__Work to complete__: Examine the entries and show every line in which the word "React" is found.
---
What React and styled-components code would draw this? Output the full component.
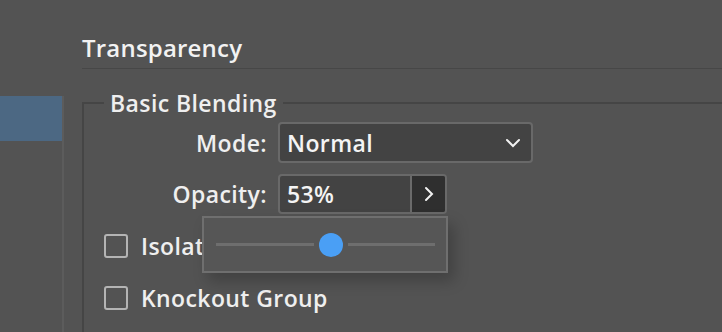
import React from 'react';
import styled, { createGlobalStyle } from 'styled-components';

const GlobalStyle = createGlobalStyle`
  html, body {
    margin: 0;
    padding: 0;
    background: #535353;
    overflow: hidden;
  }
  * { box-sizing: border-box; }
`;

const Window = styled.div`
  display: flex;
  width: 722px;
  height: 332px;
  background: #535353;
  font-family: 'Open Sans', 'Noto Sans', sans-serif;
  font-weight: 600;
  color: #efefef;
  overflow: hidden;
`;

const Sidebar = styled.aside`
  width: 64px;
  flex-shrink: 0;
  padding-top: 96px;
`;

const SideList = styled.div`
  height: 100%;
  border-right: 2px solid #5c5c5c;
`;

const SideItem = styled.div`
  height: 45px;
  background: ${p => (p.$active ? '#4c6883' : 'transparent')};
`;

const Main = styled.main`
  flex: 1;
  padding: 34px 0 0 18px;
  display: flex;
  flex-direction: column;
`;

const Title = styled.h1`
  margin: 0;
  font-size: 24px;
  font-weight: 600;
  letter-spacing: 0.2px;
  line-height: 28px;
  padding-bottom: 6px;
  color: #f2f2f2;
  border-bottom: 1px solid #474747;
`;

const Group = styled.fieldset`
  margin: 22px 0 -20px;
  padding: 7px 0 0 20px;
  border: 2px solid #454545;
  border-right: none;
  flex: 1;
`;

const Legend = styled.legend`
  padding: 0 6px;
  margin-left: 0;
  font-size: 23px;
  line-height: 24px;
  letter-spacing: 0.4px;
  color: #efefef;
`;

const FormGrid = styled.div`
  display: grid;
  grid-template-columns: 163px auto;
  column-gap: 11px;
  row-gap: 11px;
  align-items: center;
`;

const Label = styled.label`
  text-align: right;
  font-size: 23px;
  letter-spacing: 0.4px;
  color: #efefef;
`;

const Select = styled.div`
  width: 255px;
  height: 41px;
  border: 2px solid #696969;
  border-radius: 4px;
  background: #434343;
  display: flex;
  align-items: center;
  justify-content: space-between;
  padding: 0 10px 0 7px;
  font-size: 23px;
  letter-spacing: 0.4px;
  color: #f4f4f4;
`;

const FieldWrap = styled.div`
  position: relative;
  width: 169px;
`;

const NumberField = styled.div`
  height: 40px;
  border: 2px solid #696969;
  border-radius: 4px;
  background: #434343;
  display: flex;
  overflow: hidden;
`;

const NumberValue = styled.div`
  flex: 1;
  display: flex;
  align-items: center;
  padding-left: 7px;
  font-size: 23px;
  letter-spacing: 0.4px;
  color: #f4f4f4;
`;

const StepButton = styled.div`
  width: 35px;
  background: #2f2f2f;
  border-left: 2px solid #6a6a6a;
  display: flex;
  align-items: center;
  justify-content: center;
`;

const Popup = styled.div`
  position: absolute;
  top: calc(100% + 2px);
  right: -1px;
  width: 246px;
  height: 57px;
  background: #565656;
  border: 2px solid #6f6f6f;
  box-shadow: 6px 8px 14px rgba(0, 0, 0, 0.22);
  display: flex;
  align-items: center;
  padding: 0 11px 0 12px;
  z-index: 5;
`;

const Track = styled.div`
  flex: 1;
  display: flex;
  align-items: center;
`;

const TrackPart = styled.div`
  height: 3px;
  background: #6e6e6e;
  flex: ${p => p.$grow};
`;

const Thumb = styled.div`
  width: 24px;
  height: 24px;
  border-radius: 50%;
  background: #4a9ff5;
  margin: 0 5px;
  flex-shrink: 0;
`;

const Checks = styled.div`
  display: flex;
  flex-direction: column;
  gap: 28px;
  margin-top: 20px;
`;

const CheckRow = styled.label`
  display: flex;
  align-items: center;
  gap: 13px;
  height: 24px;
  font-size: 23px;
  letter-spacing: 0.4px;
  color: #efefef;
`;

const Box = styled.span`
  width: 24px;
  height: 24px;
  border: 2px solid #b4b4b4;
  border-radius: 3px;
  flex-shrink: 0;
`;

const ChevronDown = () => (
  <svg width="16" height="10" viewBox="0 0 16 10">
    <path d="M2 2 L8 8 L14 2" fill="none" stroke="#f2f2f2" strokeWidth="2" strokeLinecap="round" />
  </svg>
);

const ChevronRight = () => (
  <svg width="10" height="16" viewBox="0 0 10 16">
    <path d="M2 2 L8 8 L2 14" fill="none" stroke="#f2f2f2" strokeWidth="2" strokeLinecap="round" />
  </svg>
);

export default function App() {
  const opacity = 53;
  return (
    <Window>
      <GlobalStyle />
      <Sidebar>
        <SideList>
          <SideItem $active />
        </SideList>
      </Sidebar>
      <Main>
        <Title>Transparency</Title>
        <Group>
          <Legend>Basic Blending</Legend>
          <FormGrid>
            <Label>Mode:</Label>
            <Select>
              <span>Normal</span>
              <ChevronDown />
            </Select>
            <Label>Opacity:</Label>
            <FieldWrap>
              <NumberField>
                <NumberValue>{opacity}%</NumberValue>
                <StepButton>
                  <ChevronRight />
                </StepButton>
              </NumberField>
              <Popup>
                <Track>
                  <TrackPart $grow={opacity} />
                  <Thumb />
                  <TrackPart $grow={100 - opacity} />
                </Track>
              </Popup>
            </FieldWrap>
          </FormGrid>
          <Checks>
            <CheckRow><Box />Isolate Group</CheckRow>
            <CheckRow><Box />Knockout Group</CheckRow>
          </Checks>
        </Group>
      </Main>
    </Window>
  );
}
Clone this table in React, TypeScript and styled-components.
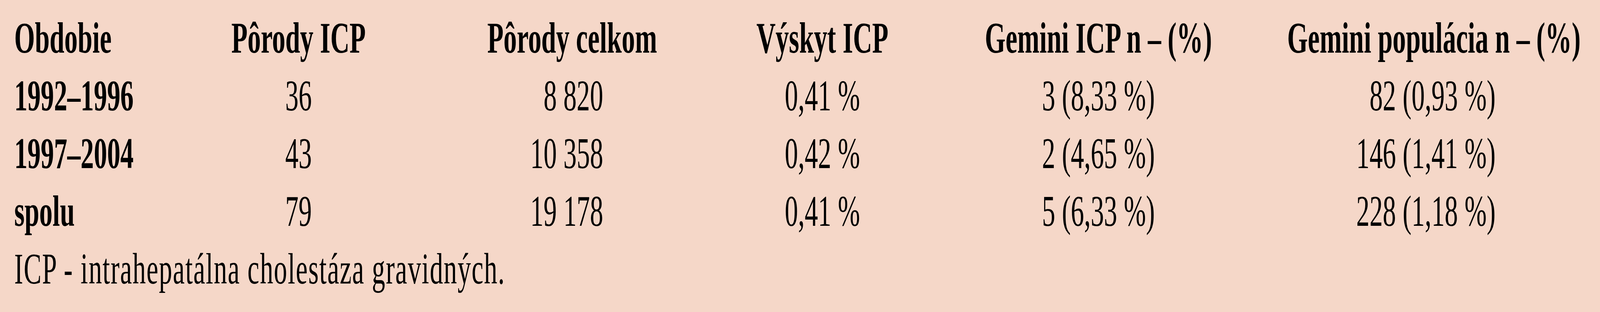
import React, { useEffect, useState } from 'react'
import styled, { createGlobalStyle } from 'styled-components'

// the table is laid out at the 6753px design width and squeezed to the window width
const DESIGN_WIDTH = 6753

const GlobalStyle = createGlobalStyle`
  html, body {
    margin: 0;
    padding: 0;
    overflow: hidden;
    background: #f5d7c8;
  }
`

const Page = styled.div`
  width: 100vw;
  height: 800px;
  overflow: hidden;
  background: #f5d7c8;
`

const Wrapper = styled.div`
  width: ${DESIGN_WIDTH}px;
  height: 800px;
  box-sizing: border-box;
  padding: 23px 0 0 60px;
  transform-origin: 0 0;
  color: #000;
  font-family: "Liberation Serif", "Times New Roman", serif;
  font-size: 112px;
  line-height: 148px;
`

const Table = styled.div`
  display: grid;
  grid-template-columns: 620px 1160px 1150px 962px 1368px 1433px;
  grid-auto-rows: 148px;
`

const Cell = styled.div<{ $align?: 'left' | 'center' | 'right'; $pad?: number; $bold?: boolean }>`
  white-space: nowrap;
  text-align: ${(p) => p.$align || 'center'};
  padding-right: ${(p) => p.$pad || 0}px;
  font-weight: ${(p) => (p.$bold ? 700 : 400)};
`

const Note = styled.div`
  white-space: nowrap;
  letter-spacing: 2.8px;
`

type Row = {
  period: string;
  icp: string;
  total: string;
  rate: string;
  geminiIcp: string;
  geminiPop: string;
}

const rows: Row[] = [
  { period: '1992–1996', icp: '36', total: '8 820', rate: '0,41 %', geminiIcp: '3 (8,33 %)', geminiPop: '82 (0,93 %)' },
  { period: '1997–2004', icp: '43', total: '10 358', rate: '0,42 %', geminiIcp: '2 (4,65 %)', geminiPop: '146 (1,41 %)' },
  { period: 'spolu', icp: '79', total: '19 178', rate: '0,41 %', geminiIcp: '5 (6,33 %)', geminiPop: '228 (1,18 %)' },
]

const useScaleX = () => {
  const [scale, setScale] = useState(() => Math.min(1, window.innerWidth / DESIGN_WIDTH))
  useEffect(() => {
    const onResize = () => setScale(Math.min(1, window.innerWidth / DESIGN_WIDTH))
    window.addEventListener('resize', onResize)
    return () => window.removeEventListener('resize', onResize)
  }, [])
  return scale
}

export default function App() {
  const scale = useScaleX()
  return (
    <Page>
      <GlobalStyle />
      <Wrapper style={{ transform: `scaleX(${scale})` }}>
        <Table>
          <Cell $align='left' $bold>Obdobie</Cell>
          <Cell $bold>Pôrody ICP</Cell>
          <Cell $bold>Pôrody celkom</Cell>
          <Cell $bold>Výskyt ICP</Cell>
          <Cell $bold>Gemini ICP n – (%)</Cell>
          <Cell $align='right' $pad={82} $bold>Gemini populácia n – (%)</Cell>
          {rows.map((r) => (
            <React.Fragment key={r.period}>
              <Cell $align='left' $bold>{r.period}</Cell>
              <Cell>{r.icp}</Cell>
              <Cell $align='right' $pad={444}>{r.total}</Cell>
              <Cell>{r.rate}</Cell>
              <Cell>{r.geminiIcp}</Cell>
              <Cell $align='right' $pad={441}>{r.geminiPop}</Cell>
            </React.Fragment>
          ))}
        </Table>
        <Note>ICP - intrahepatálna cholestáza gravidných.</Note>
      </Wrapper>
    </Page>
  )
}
---
__Exercise result__:
What React and styled-components code would draw this? Output the full component.
import React from 'react';
Clone this table in React, TypeScript and styled-components.
import React, { useEffect, useState } from 'react'
            <React.Fragment key={r.period}>
            </React.Fragment>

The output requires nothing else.